This exercise requires a CrateDB cluster with the course dataset loaded. If you didn't create your cluster earlier in the course, complete these steps before going further.
Try Some of the Queries from the Video
Let’s try a query that finds the most recent ride start time for each Kia Soul taxi:
SELECT t.vehicleid, make, model, max(r.starttime) AS ride_start
FROM taxis t JOIN taxi_rides r ON t.vehicleid = r.vehicleid
WHERE make='KIA' AND model='SOUL'
GROUP BY t.vehicleid, make, model
ORDER BY ride_start DESC;
As all 8 of the Kia Souls completed at least one taxi ride, data is returned for each.

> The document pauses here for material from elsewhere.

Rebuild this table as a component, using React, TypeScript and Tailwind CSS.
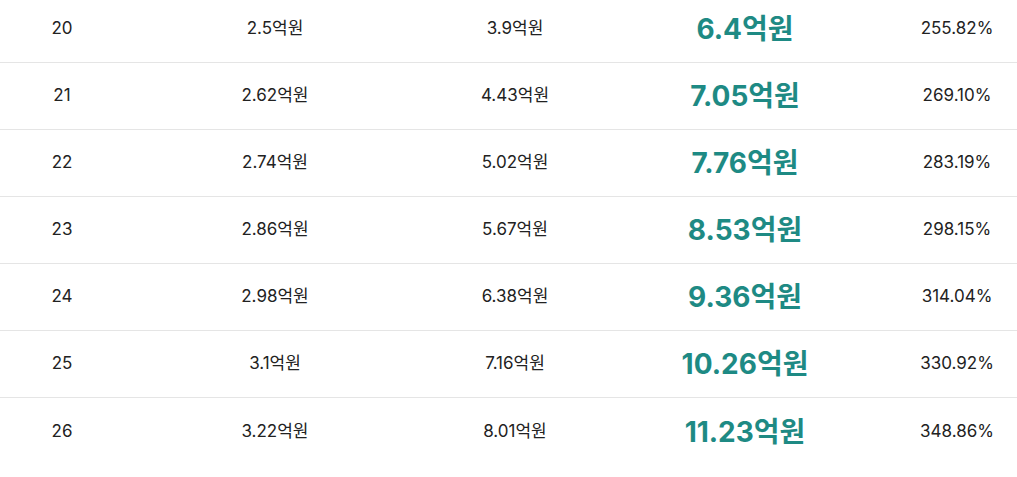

Now, run this query which returns details of how many rides each Kia Soul taxi undertook that originated in the O’Hare area and ended in The Loop:
SELECT t.vehicleid, make, model, count(r.vehicleid) AS num_trips FROM taxis t
JOIN taxi_rides r ON t.vehicleid = r.vehicleid AND pickupcommunityarea = 76 AND dropoffcommunityarea = 32
WHERE t.make='KIA' AND t.model='SOUL'
GROUP BY t.vehicleid, make, model
ORDER BY num_trips DESC;
How many rows does this return? Why are there fewer than 8 rows?
Finally, run this left outer join query which also returns details of the number of rides undertaken by each Kia Soul taxi from the O’Hare area to The Loop.
SELECT t.vehicleid, make, model, count(r.vehicleid) AS num_trips FROM taxis t
LEFT JOIN taxi_rides r ON t.vehicleid = r.vehicleid AND pickupcommunityarea=76 AND dropoffcommunityarea=32
WHERE t.make='KIA' AND t.model='SOUL'
GROUP BY t.vehicleid, make, model
ORDER BY num_trips DESC;
Why does this query return 8 rows?
Try Some Joins of Your Own
Take a moment to try out some queries of your own that use joins. Our examples used the taxis and taxi_rides tables, but you could also use the following pairs of tables:
- community_areas (areanumber) joined on three_eleven_calls (locationdetails['communityarea']).
- libraries (location['communityarea']) joined on community_areas (areanumber).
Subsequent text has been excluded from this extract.